The IE model "natural rate" of interest in blue. Data in green.

Now there is a more complicated component of the dynamics that derives from the price level (side note: there is no natural rate of inflation either and low inflation is the natural state of an economy with a large monetary base and an unnatural state of an economy with a small one ... "large" and "small" are defined by the ratio of log NGDP to log MB). That dynamics gives us the rise in inflation interest rates from WWII until the 1980s and the subsequent fall. Effectively the income/inflation effect diminishes over time and in the 1980s it started to be overcome by the liquidity effect.

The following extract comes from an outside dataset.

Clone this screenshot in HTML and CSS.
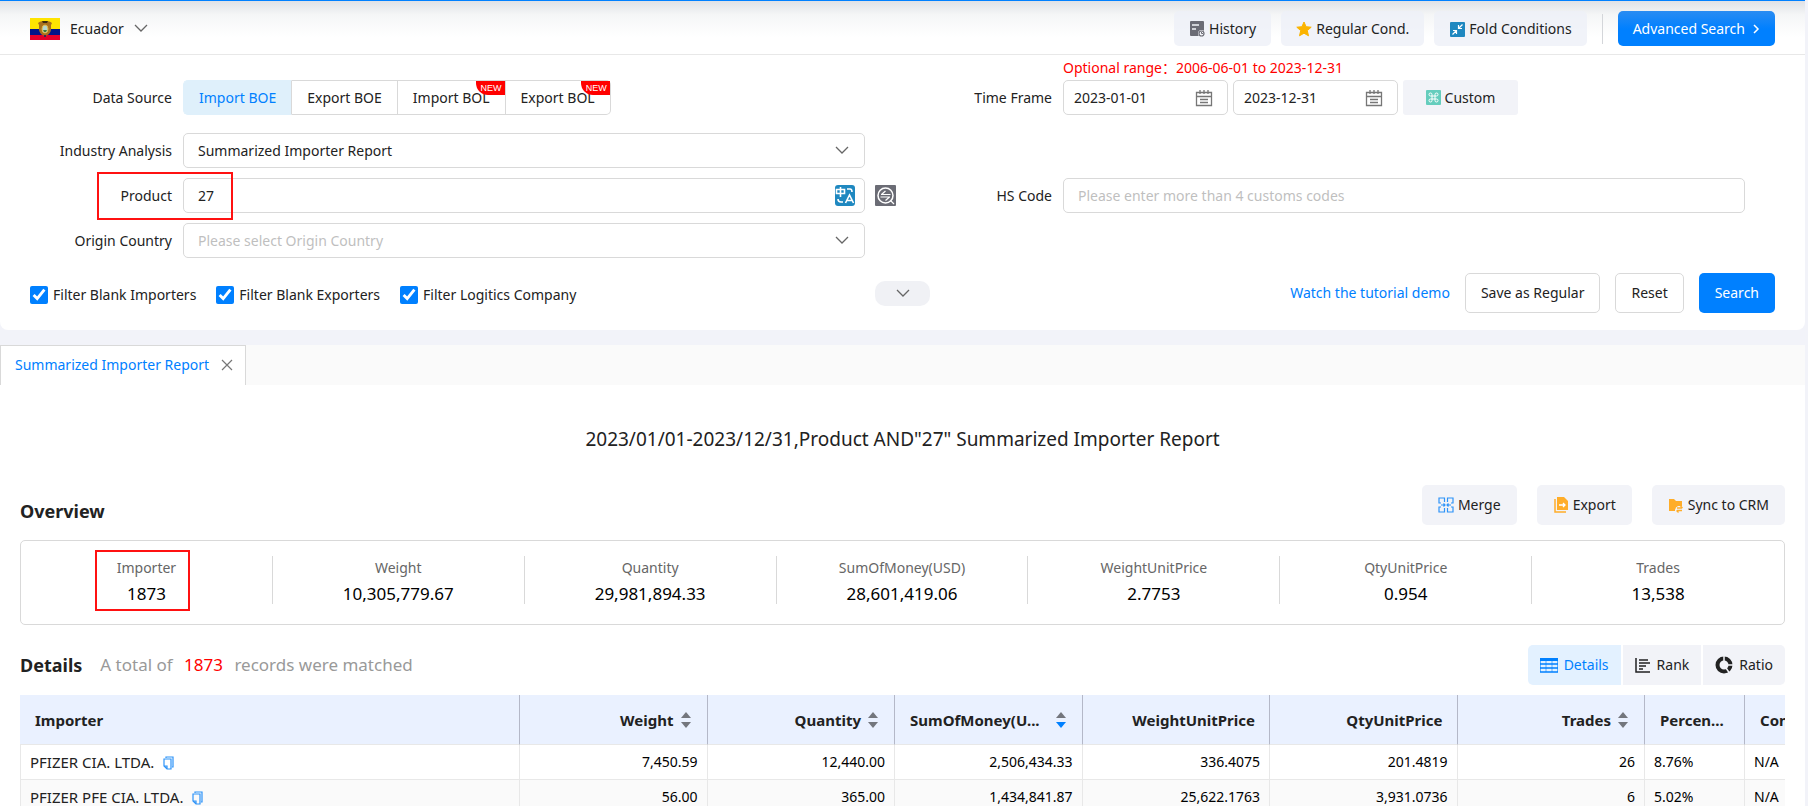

The liquidity trap has no well-defined start

Liquidity trap conditions have a slow onset in the IE model. We started on the path in the 1980s. However it becomes obvious that conventional monetary policy is ineffective when you're hit with the first shock that it can't handle. Monetary policy was not terribly effective already in the early 2000s, but the early 2000s recession was a relatively light shock. We suddenly noticed how ineffective monetary policy was when the large shock hit in 2008.

The liquidity trap has no microfoundations

DeLong and Krugman tell the story that a liquidity trap is brought on by people not seeing a difference between cash that pays 0% interest and short term Treasury bonds that pay 0% interest. In the IE model it is a purely macro effect -- it doesn't even exist for a single market. One way to look at it is as a macroeconomic temperature that goes as 1/log MB. An economy with a large monetary base is a cold economy. And in the same way temperature doesn't exist for small numbers of atoms, a macroeconomic temperature doesn't exist for a small number of markets.

So, does a liquidity trap ever end?

One way to look at US history is as two monetary regimes: a gold standard regime and a fiat currency regime. When the gold standard regime hit its eventual liquidity trap (after being around for hundreds of years), there was a Great Depression.

Now we've come to the fiat currency regime's liquidity trap after only 80 or so years. What do we do?

This is where things are a bit uncertain as far as the IE model goes. There were a lot of things happening at the transition. In general, pushing log NGDP/log M0 upwards -- where M0 is the monetary base minus reserves -- gets you out of the liquidity trap conditions. How is that achieved?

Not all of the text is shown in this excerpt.